A few years later, when Baca was in New Orleans furthering her research, Katrina interrupted her plans and brought her to the University of Chicago to complete an investigation on the relationships between the different musics of Africans in the Americas. “Afrodiaspora,” her latest album and seventh for the Luaka Bop label, is in many ways is a musical white paper in which Baca connects and contrasts music from her own country with that of Brazil, Colombia, Cuba, Mexico, Puerto Rico, Spain, Venezuela, and of course, in the U.S., New Orleans.

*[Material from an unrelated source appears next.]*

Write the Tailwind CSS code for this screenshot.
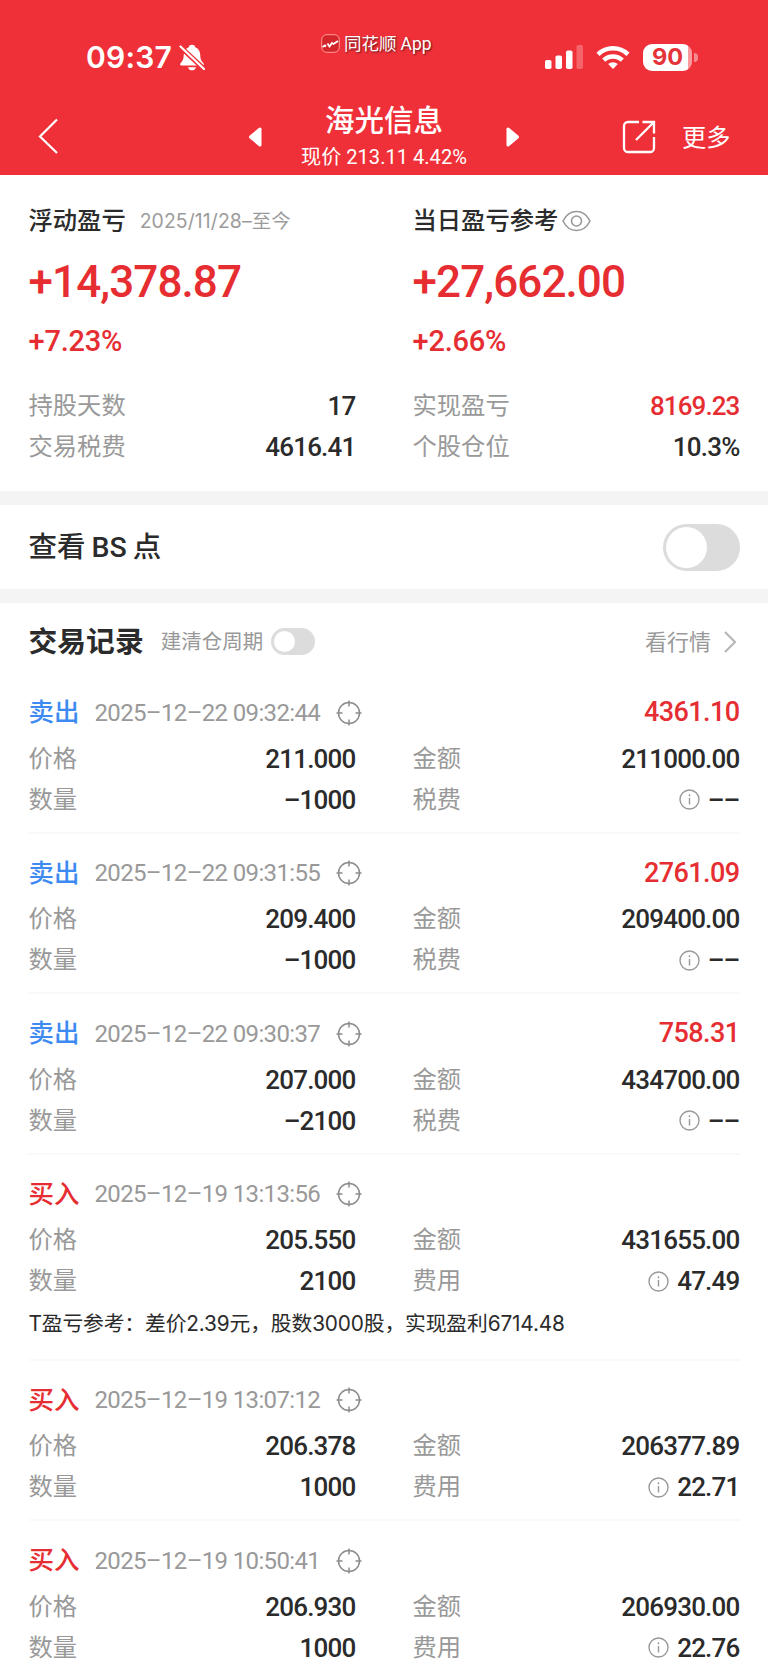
<!DOCTYPE html>
<html lang="zh-CN">
<head>
  <meta charset="UTF-8" />
  <meta name="viewport" content="width=device-width, initial-scale=1" />
  <title>海光信息</title>
  <script src="https://cdn.jsdelivr.net/npm/@tailwindcss/browser@4"></script>
</head>
<body class="bg-white text-[#2b2b2b] font-['Roboto','Noto_Sans_CJK_SC',sans-serif] w-[768px] h-[1669px] overflow-hidden">

  <header class="relative h-[175px] bg-[#f03038] text-white">
    <!-- Statusleiste -->
    <div class="flex items-center h-[114px] pl-[86px] pr-[70px]">
      <span class="font-['Inter'] font-semibold text-[30px] tracking-[0.2px] leading-none w-[93px] whitespace-nowrap">09:37</span>
      <svg class="w-[26px] h-[27px]" viewBox="0 0 26 27" fill="#fff">
        <path d="M13 .8c-2 0-3 1-3.300 2.400C6.300 4.500 5 7.200 4.800 10.500c-.2 4.300-.8 6.200-2.900 8.200-1.300 1.300-1 2.800.8 2.800h20.600c1.800 0 2.100-1.500.8-2.800-2.100-2-2.700-3.900-2.900-8.200-.2-3.300-1.500-6-4.900-7.300C16 1.800 15 .8 13 .8zM9 23.200h8c-.5 2-2 3.100-4 3.100s-3.500-1.100-4-3.100z"/>
        <path d="M1 2.500 25 25" stroke="#f03038" stroke-width="5"/>
        <path d="M1.500 2.500 25 25" stroke="#fff" stroke-width="2.200" stroke-linecap="round"/>
      </svg>
      <div class="ml-auto flex items-center">
        <svg class="w-[38px] h-6" viewBox="0 0 38 24" fill="#fff">
          <rect x="0" y="15" width="6.500" height="9" rx="1.800"/>
          <rect x="10.500" y="10.500" width="6.500" height="13.500" rx="1.800"/>
          <rect x="21" y="5.500" width="6.500" height="18.500" rx="1.800"/>
          <rect x="31.500" y="0" width="6.500" height="24" rx="1.800" opacity=".25"/>
        </svg>
        <svg class="ml-[13px] w-[34px] h-6" viewBox="0 0 34 24" fill="none" stroke="#fff" stroke-width="4.400">
          <path d="M2 9.300a21.500 21.500 0 0 1 30 0"/>
          <path d="M7.700 15.200a13.400 13.400 0 0 1 18.600 0"/>
          <path d="M17 24l-4.800-4.900a7 7 0 0 1 9.600 0z" fill="#fff" stroke="none"/>
        </svg>
        <div class="ml-[13px] w-[49px] h-[27px] rounded-[9px] bg-linear-to-r from-white from-[91%] to-[#f99a9e] to-[91%] text-[#e5333a] flex items-center justify-center font-['Inter'] font-bold text-[23.500px] leading-none">90</div>
        <div class="ml-[2px] w-[4px] h-[9px] rounded-r-full bg-[#f78a8f]"></div>
      </div>
    </div>
    <!-- Wasserzeichen -->
    <div class="absolute left-[321px] top-[31px] flex items-center gap-[4px] h-6 text-[17.500px] leading-none text-shadow-[1px_1px_2px_rgb(0_0_0/0.6)]">
      <svg class="w-[19px] h-[19px]" viewBox="0 0 19 19" fill="none" stroke="#fff">
        <rect x=".7" y=".7" width="17.600" height="17.600" rx="5" stroke="#ff9b98" fill="#d3262b"/>
        <path d="M1.500 13l2.500-1.500 1 1M6.500 9.500l2 3 2.500-3.500 1.500 1 4.500-3" stroke-width="1.800"/>
      </svg>
      <span class="whitespace-nowrap mt-[3px]">同花顺<span class="ml-[4px]">App</span></span>
    </div>
    <!-- Titelleiste -->
    <div class="absolute left-0 top-[100px] w-full h-[75px] flex">
      <svg class="ml-[38px] mt-[18px] w-5 h-[36px]" viewBox="0 0 20 36" fill="none" stroke="#fff" stroke-width="2.200"><path d="M19 1.500 2 18.500 19 35"/></svg>
      <svg class="ml-[190px] mt-[26px] w-[15px] h-[22px]" viewBox="0 0 15 22" fill="#fff" stroke="#fff" stroke-width="3" stroke-linejoin="round"><path d="M12 3v16L2.500 11z"/></svg>
      <div class="w-[242px] flex flex-col items-center">
        <h1 class="text-[29.500px] font-medium leading-[42px] whitespace-nowrap">海光信息</h1>
        <p class="text-[20.100px] leading-[31px] whitespace-nowrap">现价 213.11 4.42%</p>
      </div>
      <svg class="mt-[26px] w-[15px] h-[22px]" viewBox="0 0 15 22" fill="#fff" stroke="#fff" stroke-width="3" stroke-linejoin="round"><path d="M3 3v16l9.500-8z"/></svg>
      <svg class="ml-[102px] mt-[20px] w-[34px] h-[34px]" viewBox="0 0 34 34" fill="none" stroke="#fff" stroke-width="2.300">
        <path d="M17 2H6a4 4 0 0 0-4 4v22a4 4 0 0 0 4 4h22a4 4 0 0 0 4-4V17M20.500 2H32v11.500M32 2 14 20"/>
      </svg>
      <span class="ml-[26px] mt-[18px] text-[24.300px] leading-[40px] whitespace-nowrap">更多</span>
    </div>
  </header>

  <!-- Gewinnübersicht -->
  <section class="grid grid-cols-[327px_327px] gap-x-[57px] pl-[28.500px] pt-[26px] h-[316px]">
    <div>
      <div class="flex items-center h-[41px]">
        <span class="text-[24.300px] font-medium">浮动盈亏</span>
        <span class="ml-[14px] text-[19.400px] tracking-[0.1px] text-[#9b9b9b] font-['Inter','Noto_Sans_CJK_SC'] whitespace-nowrap">2025/11/28–至今</span>
      </div>
      <div class="h-[80px] flex items-center font-medium text-[44px] text-[#e62e32] tracking-[-0.9px]">+14,378.87</div>
      <div class="h-[40px] flex items-center font-medium text-[29px] text-[#e62e32] tracking-[-0.2px]">+7.23%</div>
      <div class="mt-[24px] flex items-center justify-between h-[41px]">
        <span class="text-[24.300px] text-[#999]">持股天数</span>
        <span class="font-medium text-[26px] tracking-[-0.8px]">17</span>
      </div>
      <div class="flex items-center justify-between h-[41px]">
        <span class="text-[24.300px] text-[#999]">交易税费</span>
        <span class="font-medium text-[26px] tracking-[-0.8px]">4616.41</span>
      </div>
    </div>
    <div>
      <div class="flex items-center h-[41px]">
        <span class="text-[24.300px] font-medium">当日盈亏参考</span>
        <svg class="ml-[4px] mb-[2px] w-[29px] h-[22px]" viewBox="0 0 29 22" fill="none" stroke="#999" stroke-width="1.600"><path d="M1 11C4 5 8.500 1.500 14.500 1.500S25 5 28 11c-3 6-7.500 9.500-13.500 9.500S4 17 1 11z"/><circle cx="14.500" cy="11" r="5"/></svg>
      </div>
      <div class="h-[80px] flex items-center font-medium text-[44px] text-[#e62e32] tracking-[-0.9px]">+27,662.00</div>
      <div class="h-[40px] flex items-center font-medium text-[29px] text-[#e62e32] tracking-[-0.2px]">+2.66%</div>
      <div class="mt-[24px] flex items-center justify-between h-[41px]">
        <span class="text-[24.300px] text-[#999]">实现盈亏</span>
        <span class="font-medium text-[26px] tracking-[-0.9px] text-[#e62e32]">8169.23</span>
      </div>
      <div class="flex items-center justify-between h-[41px]">
        <span class="text-[24.300px] text-[#999]">个股仓位</span>
        <span class="font-medium text-[26px] tracking-[-0.8px]">10.3%</span>
      </div>
    </div>
  </section>

  <section class="h-[112px] border-y-[14px] border-[#f4f4f4] flex items-center justify-between pl-[28.500px] pr-7 box-border">
    <span class="text-[28.500px] font-medium pt-[3px]">查看<span class="mx-[6px]">BS</span>点</span>
    <div class="w-[77px] h-[47px] rounded-full bg-[#dcdcdc] p-[3px]"><div class="w-[41px] h-[41px] rounded-full bg-white"></div></div>
  </section>

  <section class="pl-[28.500px] pr-7">
    <div class="flex items-center h-[78px] mb-[-8px]">
      <h2 class="text-[28.800px] font-bold pt-[2px]">交易记录</h2>
      <span class="ml-[17px] text-[20.500px] text-[#999]">建清仓周期</span>
      <div class="ml-[8px] mb-[1px] w-[44px] h-[27px] rounded-full bg-[#dcdcdc] p-[3px]"><div class="w-[21px] h-[21px] rounded-full bg-white"></div></div>
      <span class="ml-auto text-[22px] text-[#999]">看行情</span>
      <svg class="ml-[13px] mr-[4px] mb-[1px] w-3 h-[22px]" viewBox="0 0 12 22" fill="none" stroke="#b5b5b5" stroke-width="2"><path d="M1 1l10 10L1 21"/></svg>
    </div>
    <div id="trades"></div>
  </section>

  <script>
    const trades = [
      { side: '卖出', time: '2025–12–22 09:32:44', profit: '4361.10', price: '211.000', qty: '–1000', amount: '211000.00', fee: '––' },
      { side: '卖出', time: '2025–12–22 09:31:55', profit: '2761.09', price: '209.400', qty: '–1000', amount: '209400.00', fee: '––' },
      { side: '卖出', time: '2025–12–22 09:30:37', profit: '758.31', price: '207.000', qty: '–2100', amount: '434700.00', fee: '––' },
      { side: '买入', time: '2025–12–19 13:13:56', price: '205.550', qty: '2100', amount: '431655.00', fee: '47.49', note: 'T盈亏参考：差价2.39元，股数3000股，实现盈利6714.48' },
      { side: '买入', time: '2025–12–19 13:07:12', price: '206.378', qty: '1000', amount: '206377.89', fee: '22.71' },
      { side: '买入', time: '2025–12–19 10:50:41', price: '206.930', qty: '1000', amount: '206930.00', fee: '22.76' }
    ];

    const target = `<svg class="ml-[15px] w-[26px] h-[26px]" viewBox="0 0 26 26" fill="none" stroke="#8c8c8c" stroke-width="1.500"><circle cx="13" cy="13" r="10.500"/><path d="M13 .5v6M13 19.500v6M.5 13h6M19.500 13h6"/></svg>`;
    const info = `<svg class="mr-[8px] mb-[1px] w-[21px] h-[21px]" viewBox="0 0 21 21" fill="none" stroke="#999" stroke-width="1.400"><circle cx="10.500" cy="10.500" r="9.500"/><path d="M10.500 9v6.500M10.500 5.300v2"/></svg>`;

    function cell(label, value, icon = '') {
      return `
        <div class="flex items-center h-[41px]">
          <span class="text-[24.300px] text-[#999] mr-auto">${label}</span>
          ${icon}
          <span class="font-medium text-[26px] tracking-[-0.8px]">${value}</span>
        </div>`;
    }

    document.getElementById('trades').innerHTML = trades.map(t => {
      const sell = t.side === '卖出';
      return `
        <div class="${t.note ? 'h-[206px]' : 'h-[160.500px]'} border-b-2 border-[#f9f9f9] pt-[16.500px] w-[711px]">
          <div class="flex items-center h-[46px] mb-[3px]">
            <span class="text-[25.500px] font-medium ${sell ? 'text-[#3d8bf2]' : 'text-[#e62e32]'}">${t.side}</span>
            <span class="ml-[15px] text-[24px] tracking-[-0.65px] text-[#999] w-[226px] whitespace-nowrap">${t.time}</span>
            ${target}
            <span class="ml-auto font-medium text-[27px] tracking-[-0.6px] text-[#e62e32]">${t.profit ?? ''}</span>
          </div>
          <div class="grid grid-cols-[327px_327px] gap-x-[57px]">
            ${cell('价格', t.price)}
            ${cell('金额', t.amount)}
            ${cell('数量', t.qty)}
            ${cell(sell ? '税费' : '费用', t.fee, info)}
          </div>
          ${t.note ? `<p class="text-[20.800px] leading-[44px] tracking-[-0.15px] whitespace-nowrap font-['Inter','Noto_Sans_CJK_SC']">${t.note}</p>` : ''}
        </div>`;
    }).join('');
  </script>
</body>
</html>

Accompanied by her band of accomplished Peruvian musicians who are true masters of traditional instruments as well as Afroperuvian percussion instruments such as the jawbone, the cajón and the cajita (all slave instruments, created out of donkey jawbones, crates and church collection boxes, respectively), the CD’s songs transport us back and forth from Perú to other parts of the Americas via Baca´s extaordinarily lucid and velvety voice. They also incorporate a stellar series of invited musicians who add their own textures and help prove Baca´s point of the fundamental unity of all African-rooted music in the Americas. On “Hey Pocky Way”, Chicago´s Billy Branch counterpoints her voice with swinging blues harmonica riffs. California Chicano roots rockers Quetzal organically segue the classic Mexican tune “Que Bonito Tu Vestido,” from Mexican and Peruvian waltz-like rhythms into verses from “La Bamba”, a tune within the son jarocho genre from Veracruz that’s in and of itself an example of afromestizo music. On “Bomba y Plena”, the duo of rebel raperos from “Calle 13” add call and response vocals to Baca´s take on those iconic Puerto Rican rhythms. The CD also includes compositions by well-recognized Latin composers, such as the cumbia “Detras de la Puerta” by Colombian Ivan Benavides (founding member of the pioneering electronica group Sidestepper and producer of several of Latin Grammy-awarded Choc Quib Town´s most successful tunes). Spain is not left out in Baca’s musical reading of Africa in the Americas: She includes and interprets with particular delight the composition “African Queen” by Spanish poet and singer/songwriter Javier Ruibal, that describes a lovely African woman stopping the port of Cadiz dead in its tracks when she steps onto the dock.
Baca has recently once again captured the media’s attention with her appointment as minister of Culture of Perú. Conversing prior to a recent concert here in Chicago, she affirmed with great conviction that her main task as minister will be to fight racism, and that this will take discovering and celebrating what we have in common. And indeed, “Afrodiaspora” is an excellent example of musical common bonds. The full impact of this became clear to me after experiencing Baca sing its tunes in that concert. “Afrodiaspora” is really meant to be listened through in its entirety – its message is communicated through the flavors of the songs gently mingling in our minds as we listen. Besides being a beautiful lesson in ethnomusicology, “Afrodiaspora” shares melodies and rhythms that throughout two continents helped sustain peoples who rose above heart-breaking circumstances, and along the way created a new musical language with an immensely rich variety of dialects.